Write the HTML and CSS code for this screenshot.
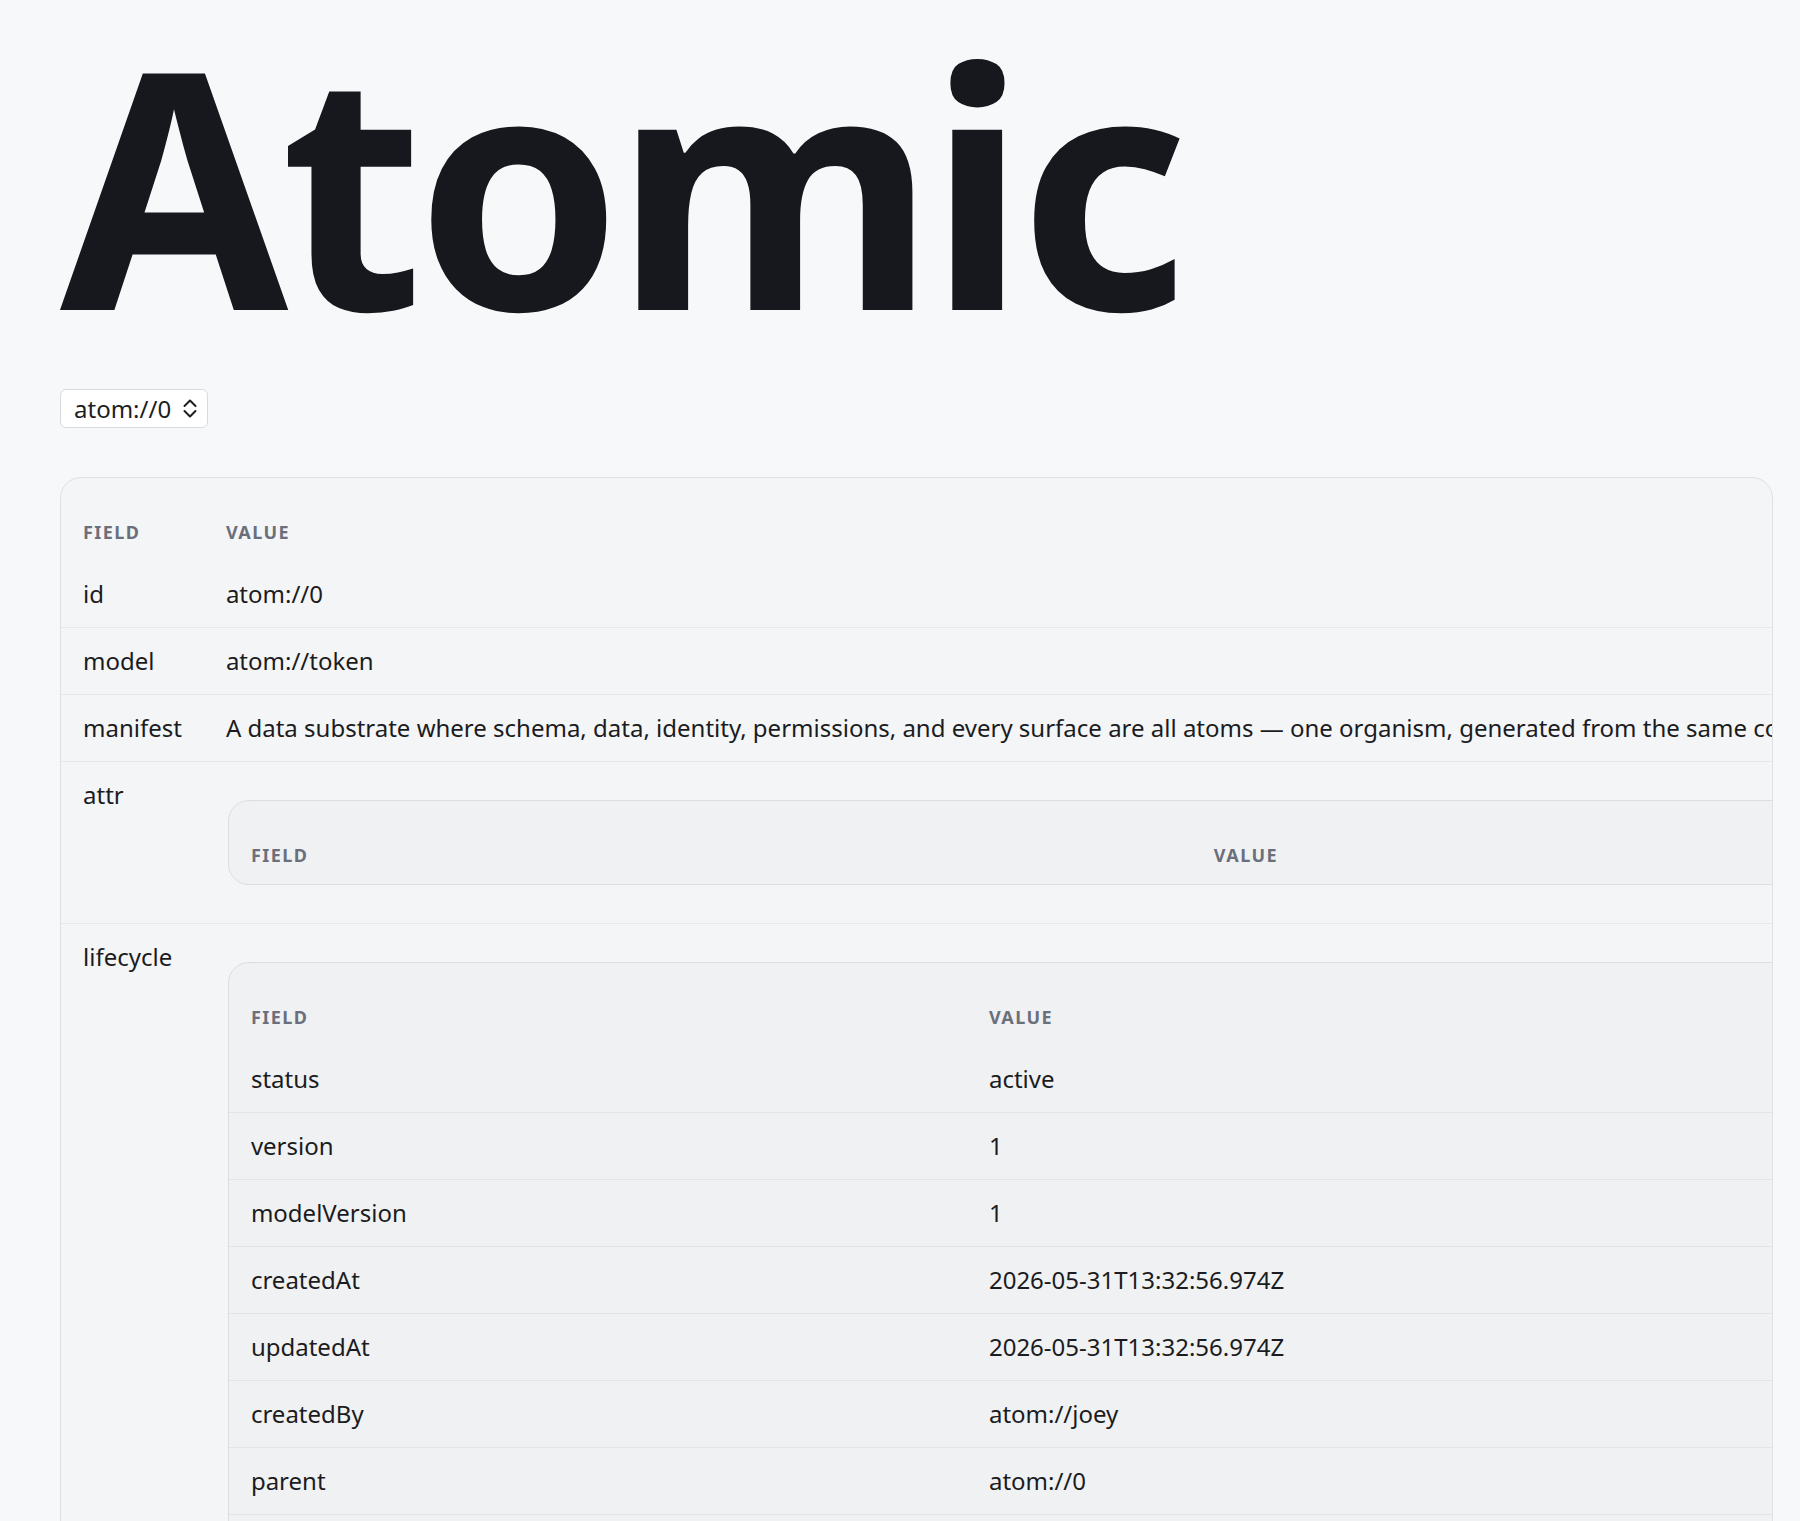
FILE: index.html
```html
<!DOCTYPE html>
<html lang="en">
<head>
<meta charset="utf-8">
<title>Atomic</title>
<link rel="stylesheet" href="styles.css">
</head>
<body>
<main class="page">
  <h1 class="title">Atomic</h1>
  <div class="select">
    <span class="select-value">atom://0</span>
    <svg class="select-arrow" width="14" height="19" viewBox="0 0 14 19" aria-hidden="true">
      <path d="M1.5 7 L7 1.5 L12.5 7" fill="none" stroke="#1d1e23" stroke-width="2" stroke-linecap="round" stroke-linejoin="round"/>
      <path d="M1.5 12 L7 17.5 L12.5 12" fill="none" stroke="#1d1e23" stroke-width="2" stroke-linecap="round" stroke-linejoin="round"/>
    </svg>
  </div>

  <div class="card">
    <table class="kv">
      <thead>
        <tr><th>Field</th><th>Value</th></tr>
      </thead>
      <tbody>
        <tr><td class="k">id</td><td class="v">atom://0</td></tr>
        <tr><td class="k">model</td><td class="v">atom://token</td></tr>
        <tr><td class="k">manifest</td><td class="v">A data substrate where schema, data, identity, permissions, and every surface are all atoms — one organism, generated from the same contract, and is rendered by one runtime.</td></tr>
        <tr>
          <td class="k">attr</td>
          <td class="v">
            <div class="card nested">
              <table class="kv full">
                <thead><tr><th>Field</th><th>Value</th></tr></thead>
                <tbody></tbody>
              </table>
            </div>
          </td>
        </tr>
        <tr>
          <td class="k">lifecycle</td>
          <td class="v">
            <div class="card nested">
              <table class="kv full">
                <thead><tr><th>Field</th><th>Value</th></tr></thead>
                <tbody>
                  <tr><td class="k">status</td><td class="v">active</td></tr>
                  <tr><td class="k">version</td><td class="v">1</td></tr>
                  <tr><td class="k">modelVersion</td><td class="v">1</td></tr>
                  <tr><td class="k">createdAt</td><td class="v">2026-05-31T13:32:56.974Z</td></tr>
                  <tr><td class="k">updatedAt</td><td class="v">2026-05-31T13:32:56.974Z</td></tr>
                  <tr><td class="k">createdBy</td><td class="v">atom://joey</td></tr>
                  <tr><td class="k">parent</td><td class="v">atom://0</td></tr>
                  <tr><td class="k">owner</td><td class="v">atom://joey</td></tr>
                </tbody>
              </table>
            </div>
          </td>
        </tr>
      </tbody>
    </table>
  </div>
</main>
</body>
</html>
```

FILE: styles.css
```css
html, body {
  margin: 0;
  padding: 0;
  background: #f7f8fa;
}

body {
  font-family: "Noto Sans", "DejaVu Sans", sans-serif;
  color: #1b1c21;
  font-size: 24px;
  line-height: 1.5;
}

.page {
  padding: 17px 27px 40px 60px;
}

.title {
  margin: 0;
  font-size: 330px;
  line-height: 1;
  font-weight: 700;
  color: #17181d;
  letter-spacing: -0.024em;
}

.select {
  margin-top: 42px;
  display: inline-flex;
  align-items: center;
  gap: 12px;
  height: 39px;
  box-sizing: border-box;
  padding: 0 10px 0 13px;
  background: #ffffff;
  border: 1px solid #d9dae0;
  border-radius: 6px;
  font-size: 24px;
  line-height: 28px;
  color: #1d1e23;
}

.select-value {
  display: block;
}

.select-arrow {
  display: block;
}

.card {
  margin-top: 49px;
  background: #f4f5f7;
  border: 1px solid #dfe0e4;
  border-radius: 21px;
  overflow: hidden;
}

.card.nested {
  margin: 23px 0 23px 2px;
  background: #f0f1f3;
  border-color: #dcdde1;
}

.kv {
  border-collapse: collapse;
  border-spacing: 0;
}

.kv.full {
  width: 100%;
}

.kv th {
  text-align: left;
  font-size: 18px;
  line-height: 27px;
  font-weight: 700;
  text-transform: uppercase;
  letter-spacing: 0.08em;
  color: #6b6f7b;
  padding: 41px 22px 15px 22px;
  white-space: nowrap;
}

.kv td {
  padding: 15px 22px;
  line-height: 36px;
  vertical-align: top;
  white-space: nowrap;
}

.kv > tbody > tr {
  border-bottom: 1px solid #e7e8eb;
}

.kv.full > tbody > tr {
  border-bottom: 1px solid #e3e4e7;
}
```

◇ ◇ ◇ ◇ ◇

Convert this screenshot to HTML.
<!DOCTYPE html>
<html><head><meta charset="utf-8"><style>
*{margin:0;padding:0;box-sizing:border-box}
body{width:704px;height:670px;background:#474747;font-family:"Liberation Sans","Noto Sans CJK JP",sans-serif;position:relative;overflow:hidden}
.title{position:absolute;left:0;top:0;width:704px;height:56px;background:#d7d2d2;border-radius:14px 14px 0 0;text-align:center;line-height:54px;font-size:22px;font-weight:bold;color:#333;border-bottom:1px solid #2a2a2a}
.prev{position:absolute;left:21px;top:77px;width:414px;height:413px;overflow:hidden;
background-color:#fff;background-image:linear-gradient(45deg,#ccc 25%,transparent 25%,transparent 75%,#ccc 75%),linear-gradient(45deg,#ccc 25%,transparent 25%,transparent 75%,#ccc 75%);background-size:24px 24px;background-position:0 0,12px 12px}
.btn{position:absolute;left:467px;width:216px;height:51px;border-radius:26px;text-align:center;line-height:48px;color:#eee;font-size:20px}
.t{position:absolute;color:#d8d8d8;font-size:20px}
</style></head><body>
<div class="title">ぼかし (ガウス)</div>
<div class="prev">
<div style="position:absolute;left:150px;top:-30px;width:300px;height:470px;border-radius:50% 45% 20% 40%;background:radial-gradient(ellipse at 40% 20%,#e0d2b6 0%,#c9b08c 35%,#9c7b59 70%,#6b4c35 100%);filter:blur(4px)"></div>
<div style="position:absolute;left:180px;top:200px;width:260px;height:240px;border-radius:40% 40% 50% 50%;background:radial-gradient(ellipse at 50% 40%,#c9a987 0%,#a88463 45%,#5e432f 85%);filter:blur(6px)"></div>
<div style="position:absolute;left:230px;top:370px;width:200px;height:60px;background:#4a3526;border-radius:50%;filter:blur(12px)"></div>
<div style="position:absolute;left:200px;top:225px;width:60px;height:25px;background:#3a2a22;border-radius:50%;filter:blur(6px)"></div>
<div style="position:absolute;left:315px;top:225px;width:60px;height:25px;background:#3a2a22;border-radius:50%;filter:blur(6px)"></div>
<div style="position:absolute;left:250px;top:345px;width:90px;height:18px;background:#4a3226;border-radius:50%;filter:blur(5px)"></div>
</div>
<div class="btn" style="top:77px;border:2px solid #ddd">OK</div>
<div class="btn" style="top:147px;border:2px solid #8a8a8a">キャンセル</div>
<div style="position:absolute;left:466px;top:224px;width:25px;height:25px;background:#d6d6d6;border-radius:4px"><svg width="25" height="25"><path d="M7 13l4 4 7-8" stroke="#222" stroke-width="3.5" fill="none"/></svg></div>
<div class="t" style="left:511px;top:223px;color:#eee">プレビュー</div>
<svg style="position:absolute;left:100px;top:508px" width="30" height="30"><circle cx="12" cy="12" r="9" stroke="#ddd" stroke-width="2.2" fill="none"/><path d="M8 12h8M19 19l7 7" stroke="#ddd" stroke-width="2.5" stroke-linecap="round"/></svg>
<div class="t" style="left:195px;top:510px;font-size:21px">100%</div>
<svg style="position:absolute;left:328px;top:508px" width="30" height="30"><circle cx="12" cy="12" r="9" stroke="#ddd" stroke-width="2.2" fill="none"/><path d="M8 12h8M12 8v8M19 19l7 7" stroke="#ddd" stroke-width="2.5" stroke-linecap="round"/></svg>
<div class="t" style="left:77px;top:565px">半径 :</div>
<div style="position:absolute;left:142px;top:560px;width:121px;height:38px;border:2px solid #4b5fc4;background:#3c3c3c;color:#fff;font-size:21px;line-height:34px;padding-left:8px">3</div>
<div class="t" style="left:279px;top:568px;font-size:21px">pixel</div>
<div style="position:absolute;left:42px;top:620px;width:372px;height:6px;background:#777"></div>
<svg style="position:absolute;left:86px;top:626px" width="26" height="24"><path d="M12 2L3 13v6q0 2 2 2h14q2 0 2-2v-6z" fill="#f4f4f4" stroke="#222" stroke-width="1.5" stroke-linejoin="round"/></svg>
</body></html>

◇ ◇ ◇ ◇ ◇

- **TASK DETAILS**
Collect the lines of the data that carry the word "this".

- **PROBLEM SOLUTION**
Write the HTML and CSS code for this screenshot.
Convert this screenshot to HTML.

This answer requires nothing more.